> Problem statement
Output every line of the material exactly, omitting images.

> Given material
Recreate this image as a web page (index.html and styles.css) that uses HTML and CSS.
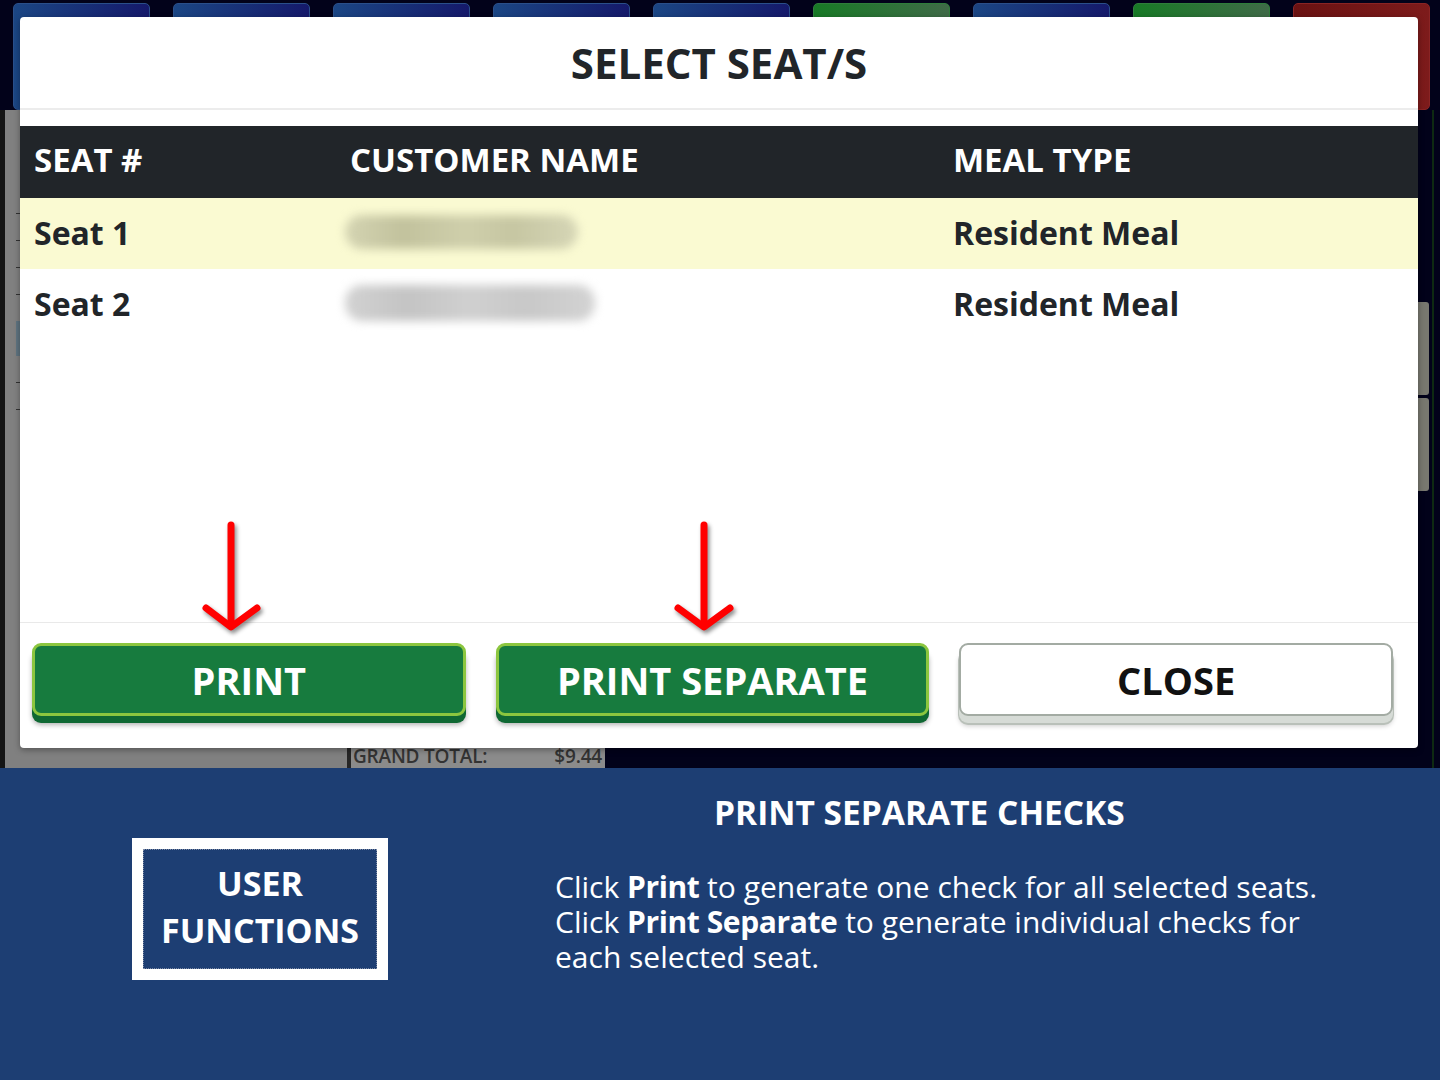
FILE: index.html
```html
<!DOCTYPE html>
<html lang="en">
<head>
<meta charset="utf-8">
<title>Print Separate Checks</title>
<link rel="stylesheet" href="styles.css">
</head>
<body>
<div class="slide">
  <div class="app">
    <div class="topbar">
      <div class="tb"></div>
      <div class="tb"></div>
      <div class="tb"></div>
      <div class="tb"></div>
      <div class="tb"></div>
      <div class="tb green"></div>
      <div class="tb"></div>
      <div class="tb green"></div>
      <div class="tb red"></div>
    </div>
    <div class="app-body">
      <div class="left-edge"></div>
      <div class="left-panel">
        <div class="ticks">
          <span class="tick"></span>
          <span class="tick"></span>
          <span class="tick"></span>
          <span class="tick"></span>
          <span class="tick bar"></span>
          <span class="tick"></span>
          <span class="tick"></span>
        </div>
        <div class="grand"><span>GRAND TOTAL:</span><span>$9.44</span></div>
      </div>
      <div class="right-rail">
        <div class="rail-btn"></div>
        <div class="rail-btn"></div>
      </div>
      <div class="right-line"></div>
    </div>

    <div class="modal">
      <div class="modal-head">
        <h1 class="modal-title">SELECT SEAT/S</h1>
      </div>
      <div class="table">
        <div class="thead">
          <div>SEAT #</div>
          <div>CUSTOMER NAME</div>
          <div>MEAL TYPE</div>
        </div>
        <div class="row sel">
          <div>Seat 1</div>
          <div><div class="blur blur-1"></div></div>
          <div>Resident Meal</div>
        </div>
        <div class="row">
          <div>Seat 2</div>
          <div><div class="blur blur-2"></div></div>
          <div>Resident Meal</div>
        </div>
      </div>
      <div class="spacer"></div>
      <div class="modal-foot">
        <div class="btn btn-green">PRINT</div>
        <div class="btn btn-green">PRINT SEPARATE</div>
        <div class="btn btn-white">CLOSE</div>
      </div>
    </div>

    <svg class="arrows" width="1440" height="768" viewBox="0 0 1440 768">
      <g fill="none" stroke="#ff0000" stroke-width="7" stroke-linecap="round" stroke-linejoin="round">
        <path d="M231 525 V626"/>
        <path d="M206 608 L231 627 L257 608"/>
        <path d="M704 525 V626"/>
        <path d="M678 608 L704 627 L730 608"/>
      </g>
    </svg>
  </div>

  <div class="caption">
    <div class="uf-box">
      <div class="uf-inner">
        <span>USER</span>
        <span>FUNCTIONS</span>
      </div>
    </div>
    <div class="info">
      <h2 class="info-title">PRINT SEPARATE CHECKS</h2>
      <p class="info-text">Click <b>Print</b> to generate one check for all selected seats. Click <b>Print Separate</b> to generate individual checks for each selected seat.</p>
    </div>
  </div>
</div>
</body>
</html>
```

FILE: styles.css
```css
* { box-sizing: border-box; margin: 0; padding: 0; }
html, body { width: 1440px; height: 1080px; overflow: hidden; }
body { font-family: "Open Sans", "DejaVu Sans", sans-serif; background: #1d3e73; }

.slide { width: 1440px; height: 1080px; display: flex; flex-direction: column; }

/* background application */
.app { position: relative; height: 768px; flex: none; background: #02021a; display: flex; flex-direction: column; overflow: hidden; }
.topbar { height: 110px; flex: none; display: flex; gap: 23px; padding: 3px 0 0 13px; }
.tb { width: 137px; height: 107px; border-radius: 5px; border: 1px solid #2a4f8a; background: linear-gradient(90deg, #1b4684, #15196a); }
.tb.green { border-color: #2f7d3b; background: linear-gradient(90deg, #187a26, #3f6a47); }
.tb.red { border-color: #8a2424; background: linear-gradient(90deg, #6a1212, #7d1b1b); }

.app-body { flex: 1; display: flex; }
.left-edge { width: 5px; background: #141414; }
.left-panel { width: 600px; background: #808080; display: flex; flex-direction: column; }
.ticks { display: flex; flex-direction: column; gap: 26px; padding: 103px 0 0 11px; }
.tick { display: block; width: 4px; height: 1px; background: #333; }
.tick.bar { height: 35px; background: #5f7480; }
.grand { margin-top: auto; margin-left: 342px; width: 258px; height: 26px; background: #8b8b8b; border-left: 4px solid #262626; display: flex; justify-content: space-between; align-items: flex-end; padding: 0 3px 0 2px; font-size: 19px; font-weight: 600; line-height: 24px; color: #333; letter-spacing: -0.2px; }
.right-rail { margin-left: auto; width: 14px; padding-top: 192px; display: flex; flex-direction: column; gap: 3px; }
.rail-btn { height: 93px; background: #78786f; border-radius: 0 3px 3px 0; }
.right-line { width: 8px; margin-left: 3px; border-left: 2px solid #0e2a12; }

/* modal */
.modal { position: absolute; left: 20px; top: 17px; width: 1398px; height: 731px; background: #fff; border-radius: 4px; display: flex; flex-direction: column; box-shadow: 0 2px 6px rgba(0,0,0,0.35); overflow: hidden; }
.modal-head { height: 93px; flex: none; border-bottom: 2px solid #ececec; display: flex; align-items: center; justify-content: center; }
.modal-title { font-size: 42px; font-weight: 700; color: #212529; line-height: 1; padding-bottom: 0; }
.table { margin-top: 16px; flex: none; }
.thead, .row { display: grid; grid-template-columns: 316px 603px 1fr; align-items: center; padding-left: 14px; }
.thead { height: 72px; background: #212529; color: #fff; font-size: 33px; font-weight: 700; padding-bottom: 5px; }
.row { height: 71px; color: #212529; font-size: 32px; font-weight: 700; padding-bottom: 3px; }
.row.sel { background: #fafad2; }
.blur { height: 34px; border-radius: 17px; filter: blur(5px); margin-left: -5px; }
.blur-1 { width: 233px; background: linear-gradient(90deg, #d4d4b2 0%, #c2c29d 25%, #cfcfab 52%, #c6c6a2 72%, #d6d6b6 100%); }
.blur-2 { width: 250px; height: 36px; background: linear-gradient(90deg, #d2d2d2 0%, #c4c4c4 25%, #d0d0d0 50%, #c8c8c8 72%, #d3d3d3 100%); }
.spacer { flex: 1; }
.modal-foot { height: 126px; flex: none; border-top: 1px solid #e9e9e9; display: grid; grid-template-columns: repeat(3, 1fr); gap: 30px; padding: 20px 25px 0 12px; align-items: start; }
.btn { height: 73px; border-radius: 9px; font-size: 38px; font-weight: 700; display: flex; align-items: center; justify-content: center; line-height: 1; padding-bottom: 0; }
.btn-green { background: #177b3e; border: 3px solid #8cc63f; color: #fff; box-shadow: 0 7px 0 #0f6833, 0 9px 5px rgba(0,0,0,0.3); }
.btn-white { background: #fff; border: 2px solid #a3aba3; color: #111; box-shadow: 0 7px 0 #d6dbd6, 0 8px 0 1px #b9c0b9, 0 10px 5px rgba(0,0,0,0.2); }

.arrows { position: absolute; left: 0; top: 0; pointer-events: none; filter: drop-shadow(2px 3px 2px rgba(0,0,0,0.45)); }

/* caption */
.caption { flex: 1; display: flex; align-items: flex-start; color: #fff; }
.uf-box { margin: 70px 0 0 132px; width: 256px; height: 142px; border: 11px solid #fff; display: flex; }
.uf-inner { flex: 1; border: 1px dotted #7d8aa5; display: flex; flex-direction: column; align-items: center; justify-content: center; font-size: 34px; font-weight: 700; line-height: 47px; padding-bottom: 4px; }
.info { margin-left: 167px; padding-top: 24px; }
.info-title { font-size: 33.5px; font-weight: 700; line-height: 40px; margin-left: 159px; }
.info-text { margin-top: 37px; width: 790px; font-size: 30px; line-height: 35px; font-weight: 400; }
.info-text b { font-weight: 700; letter-spacing: -0.4px; }
```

> Worked answer
Recreate this image as a web page (index.html and styles.css) that uses HTML and CSS.
FILE: index.html
```html
<!DOCTYPE html>
<html lang="en">
<head>
<meta charset="utf-8">
<title>Print Separate Checks</title>
<link rel="stylesheet" href="styles.css">
</head>
<body>
<div class="slide">
  <div class="app">
    <div class="topbar">
      <div class="tb"></div>
      <div class="tb"></div>
      <div class="tb"></div>
      <div class="tb"></div>
      <div class="tb"></div>
      <div class="tb green"></div>
      <div class="tb"></div>
      <div class="tb green"></div>
      <div class="tb red"></div>
    </div>
    <div class="app-body">
      <div class="left-edge"></div>
      <div class="left-panel">
        <div class="ticks">
          <span class="tick"></span>
          <span class="tick"></span>
          <span class="tick"></span>
          <span class="tick"></span>
          <span class="tick bar"></span>
          <span class="tick"></span>
          <span class="tick"></span>
        </div>
        <div class="grand"><span>GRAND TOTAL:</span><span>$9.44</span></div>
      </div>
      <div class="right-rail">
        <div class="rail-btn"></div>
        <div class="rail-btn"></div>
      </div>
      <div class="right-line"></div>
    </div>

    <div class="modal">
      <div class="modal-head">
        <h1 class="modal-title">SELECT SEAT/S</h1>
      </div>
      <div class="table">
        <div class="thead">
          <div>SEAT #</div>
          <div>CUSTOMER NAME</div>
          <div>MEAL TYPE</div>
        </div>
        <div class="row sel">
          <div>Seat 1</div>
          <div><div class="blur blur-1"></div></div>
          <div>Resident Meal</div>
        </div>
        <div class="row">
          <div>Seat 2</div>
          <div><div class="blur blur-2"></div></div>
          <div>Resident Meal</div>
        </div>
      </div>
      <div class="spacer"></div>
      <div class="modal-foot">
        <div class="btn btn-green">PRINT</div>
        <div class="btn btn-green">PRINT SEPARATE</div>
        <div class="btn btn-white">CLOSE</div>
      </div>
    </div>

    <svg class="arrows" width="1440" height="768" viewBox="0 0 1440 768">
      <g fill="none" stroke="#ff0000" stroke-width="7" stroke-linecap="round" stroke-linejoin="round">
        <path d="M231 525 V626"/>
        <path d="M206 608 L231 627 L257 608"/>
        <path d="M704 525 V626"/>
        <path d="M678 608 L704 627 L730 608"/>
      </g>
    </svg>
  </div>

  <div class="caption">
    <div class="uf-box">
      <div class="uf-inner">
        <span>USER</span>
        <span>FUNCTIONS</span>
      </div>
    </div>
    <div class="info">
      <h2 class="info-title">PRINT SEPARATE CHECKS</h2>
      <p class="info-text">Click <b>Print</b> to generate one check for all selected seats. Click <b>Print Separate</b> to generate individual checks for each selected seat.</p>
    </div>
  </div>
</div>
</body>
</html>
```

FILE: styles.css
```css
* { box-sizing: border-box; margin: 0; padding: 0; }
html, body { width: 1440px; height: 1080px; overflow: hidden; }
body { font-family: "Open Sans", "DejaVu Sans", sans-serif; background: #1d3e73; }

.slide { width: 1440px; height: 1080px; display: flex; flex-direction: column; }

/* background application */
.app { position: relative; height: 768px; flex: none; background: #02021a; display: flex; flex-direction: column; overflow: hidden; }
.topbar { height: 110px; flex: none; display: flex; gap: 23px; padding: 3px 0 0 13px; }
.tb { width: 137px; height: 107px; border-radius: 5px; border: 1px solid #2a4f8a; background: linear-gradient(90deg, #1b4684, #15196a); }
.tb.green { border-color: #2f7d3b; background: linear-gradient(90deg, #187a26, #3f6a47); }
.tb.red { border-color: #8a2424; background: linear-gradient(90deg, #6a1212, #7d1b1b); }

.app-body { flex: 1; display: flex; }
.left-edge { width: 5px; background: #141414; }
.left-panel { width: 600px; background: #808080; display: flex; flex-direction: column; }
.ticks { display: flex; flex-direction: column; gap: 26px; padding: 103px 0 0 11px; }
.tick { display: block; width: 4px; height: 1px; background: #333; }
.tick.bar { height: 35px; background: #5f7480; }
.grand { margin-top: auto; margin-left: 342px; width: 258px; height: 26px; background: #8b8b8b; border-left: 4px solid #262626; display: flex; justify-content: space-between; align-items: flex-end; padding: 0 3px 0 2px; font-size: 19px; font-weight: 600; line-height: 24px; color: #333; letter-spacing: -0.2px; }
.right-rail { margin-left: auto; width: 14px; padding-top: 192px; display: flex; flex-direction: column; gap: 3px; }
.rail-btn { height: 93px; background: #78786f; border-radius: 0 3px 3px 0; }
.right-line { width: 8px; margin-left: 3px; border-left: 2px solid #0e2a12; }

/* modal */
.modal { position: absolute; left: 20px; top: 17px; width: 1398px; height: 731px; background: #fff; border-radius: 4px; display: flex; flex-direction: column; box-shadow: 0 2px 6px rgba(0,0,0,0.35); overflow: hidden; }
.modal-head { height: 93px; flex: none; border-bottom: 2px solid #ececec; display: flex; align-items: center; justify-content: center; }
.modal-title { font-size: 42px; font-weight: 700; color: #212529; line-height: 1; padding-bottom: 0; }
.table { margin-top: 16px; flex: none; }
.thead, .row { display: grid; grid-template-columns: 316px 603px 1fr; align-items: center; padding-left: 14px; }
.thead { height: 72px; background: #212529; color: #fff; font-size: 33px; font-weight: 700; padding-bottom: 5px; }
.row { height: 71px; color: #212529; font-size: 32px; font-weight: 700; padding-bottom: 3px; }
.row.sel { background: #fafad2; }
.blur { height: 34px; border-radius: 17px; filter: blur(5px); margin-left: -5px; }
.blur-1 { width: 233px; background: linear-gradient(90deg, #d4d4b2 0%, #c2c29d 25%, #cfcfab 52%, #c6c6a2 72%, #d6d6b6 100%); }
.blur-2 { width: 250px; height: 36px; background: linear-gradient(90deg, #d2d2d2 0%, #c4c4c4 25%, #d0d0d0 50%, #c8c8c8 72%, #d3d3d3 100%); }
.spacer { flex: 1; }
.modal-foot { height: 126px; flex: none; border-top: 1px solid #e9e9e9; display: grid; grid-template-columns: repeat(3, 1fr); gap: 30px; padding: 20px 25px 0 12px; align-items: start; }
.btn { height: 73px; border-radius: 9px; font-size: 38px; font-weight: 700; display: flex; align-items: center; justify-content: center; line-height: 1; padding-bottom: 0; }
.btn-green { background: #177b3e; border: 3px solid #8cc63f; color: #fff; box-shadow: 0 7px 0 #0f6833, 0 9px 5px rgba(0,0,0,0.3); }
.btn-white { background: #fff; border: 2px solid #a3aba3; color: #111; box-shadow: 0 7px 0 #d6dbd6, 0 8px 0 1px #b9c0b9, 0 10px 5px rgba(0,0,0,0.2); }

.arrows { position: absolute; left: 0; top: 0; pointer-events: none; filter: drop-shadow(2px 3px 2px rgba(0,0,0,0.45)); }

/* caption */
.caption { flex: 1; display: flex; align-items: flex-start; color: #fff; }
.uf-box { margin: 70px 0 0 132px; width: 256px; height: 142px; border: 11px solid #fff; display: flex; }
.uf-inner { flex: 1; border: 1px dotted #7d8aa5; display: flex; flex-direction: column; align-items: center; justify-content: center; font-size: 34px; font-weight: 700; line-height: 47px; padding-bottom: 4px; }
.info { margin-left: 167px; padding-top: 24px; }
.info-title { font-size: 33.5px; font-weight: 700; line-height: 40px; margin-left: 159px; }
.info-text { margin-top: 37px; width: 790px; font-size: 30px; line-height: 35px; font-weight: 400; }
.info-text b { font-weight: 700; letter-spacing: -0.4px; }
```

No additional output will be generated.